I do not know if you are ever prepared to lose someone that you care about unless there is a long illness or dire news given to you, but losing Mrs. C felt so sudden and unbelievable. She had recovered every other time. She was tough. In the end, I felt so alone. We always looked out for one another, and then there was just me. I lost Eppie in that garage apartment too. We started off as three, and I was the lone ranger.


In the months that followed, I started rethinking our conversations and interactions over the past 7 years. I thought about things I could have said. I thought about conversations we could have had. I held on to the ones we did have. I started wondering what she thought of me. Coincidentally a few weeks after her death there was a pet blessing at her church.
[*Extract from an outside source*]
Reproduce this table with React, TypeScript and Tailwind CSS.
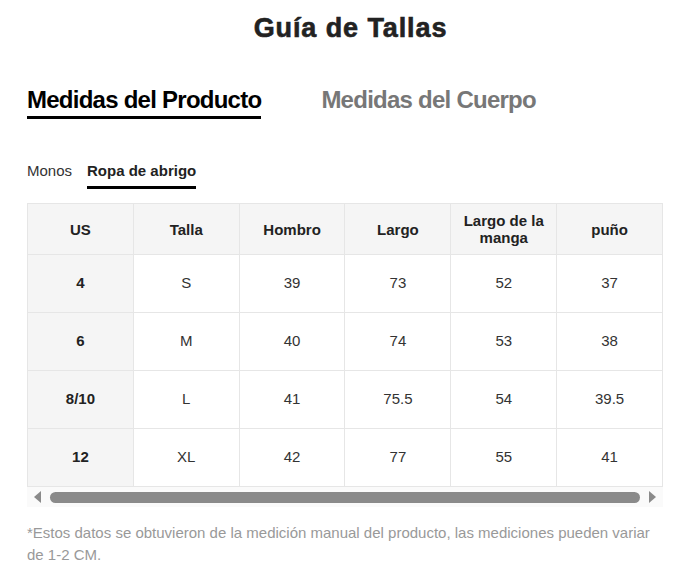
import { useState } from 'react'

const headers = ['US', 'Talla', 'Hombro', 'Largo', 'Largo de la manga', 'puño']

const rows: string[][] = [
  ['4', 'S', '39', '73', '52', '37'],
  ['6', 'M', '40', '74', '53', '38'],
  ['8/10', 'L', '41', '75.5', '54', '39.5'],
  ['12', 'XL', '42', '77', '55', '41'],
]

export default function App() {
  const [mainTab, setMainTab] = useState(0)
  const [subTab, setSubTab] = useState(1)

  return (
    <div className="w-[677px] bg-white px-[27px] pt-[13px] text-[#222]" style={{ fontFamily: '"Liberation Sans", Arial, sans-serif' }}>
      <h1 className="pl-[24px] text-center text-[27px] font-bold leading-[30px] tracking-[0.9px] text-[#222] [-webkit-text-stroke:0.6px_#222]">
        Guía de Tallas
      </h1>

      <div className="mt-[43px] flex gap-[60px]">
        {['Medidas del Producto', 'Medidas del Cuerpo'].map((t, i) => (
          <button
            key={t}
            onClick={() => setMainTab(i)}
            className={`pb-[2px] text-[24px] font-bold leading-[28px] tracking-[-0.75px] border-b-[3px] ${
              mainTab === i ? 'border-black text-black' : 'border-transparent text-[#777]'
            }`}
          >
            {t}
          </button>
        ))}
      </div>

      <div className="mt-[43px] flex gap-[15px]">
        {['Monos', 'Ropa de abrigo'].map((t, i) => (
          <button
            key={t}
            onClick={() => setSubTab(i)}
            className={`pb-[6px] text-[15px] leading-[18px] border-b-[3px] ${
              subTab === i ? 'border-black font-bold text-[#222]' : 'border-transparent text-[#333]'
            }`}
          >
            {t}
          </button>
        ))}
      </div>

      <div className="mt-[14px] w-[636px]">
        <table className="w-full table-fixed border-collapse text-[15px]">
          <thead>
            <tr className="h-[51px] bg-[#f5f5f5]">
              {headers.map(h => (
                <th key={h} className="border border-[#e6e6e6] px-2 font-bold leading-[17px] text-[#222]">
                  {h}
                </th>
              ))}
            </tr>
          </thead>
          <tbody>
            {rows.map(r => (
              <tr key={r[0]} className="h-[58px]">
                {r.map((c, j) => (
                  <td
                    key={j}
                    className={`border border-[#e6e6e6] text-center ${
                      j === 0 ? 'bg-[#f5f5f5] font-bold text-[#222]' : 'text-[#333]'
                    }`}
                  >
                    {c}
                  </td>
                ))}
              </tr>
            ))}
          </tbody>
        </table>

        <div className="flex h-[20px] items-center bg-[#fafafa] px-[6px]">
          <svg width="9" height="12" viewBox="0 0 9 12">
            <path d="M8 0 L8 12 L1 6 Z" fill="#8a8a8a" />
          </svg>
          <div className="mx-[8px] h-[11px] flex-1 rounded-full bg-[#8a8a8a]" />
          <svg width="9" height="12" viewBox="0 0 9 12">
            <path d="M1 0 L1 12 L8 6 Z" fill="#8a8a8a" />
          </svg>
        </div>
      </div>

      <p className="mt-[15px] text-[15px] leading-[22px] text-[#999]">
        *Estos datos se obtuvieron de la medición manual del producto, las mediciones pueden variar de 1-2 CM.
      </p>
    </div>
  )
}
I always liked taking my dogs to get blessed, and I have visited just about every denomination that does it. I had not been to this denomination yet, and the timing was right for me to be able to go. When I arrived one of the priests was one that I had met at Mrs. C’s house. She told me I looked familiar, and I told her why. We then talked about the loss of Mrs. C and how I was struggling. She told me about a conversation she had with her about me a while back and how she thought that she loved me. Strangely enough, through a pet blessing I was able to get some peace. Since then family members recounted how she would tell them stories about what I was up to, and I felt better.


While I am sad about the things we will never get to do together and the fact that she will never get to see me get my PhD, something she has journeyed along with me for years, I know she is not in pain and reunited with her husband that she loved. And when you lose someone you care about, you may lose the physical presence, but you carry the memories with you. Thanks for teaching me a lot, Mrs. C, and if you can see down from heaven (which I am not sure is theologically accurate), I hope I am making you proud.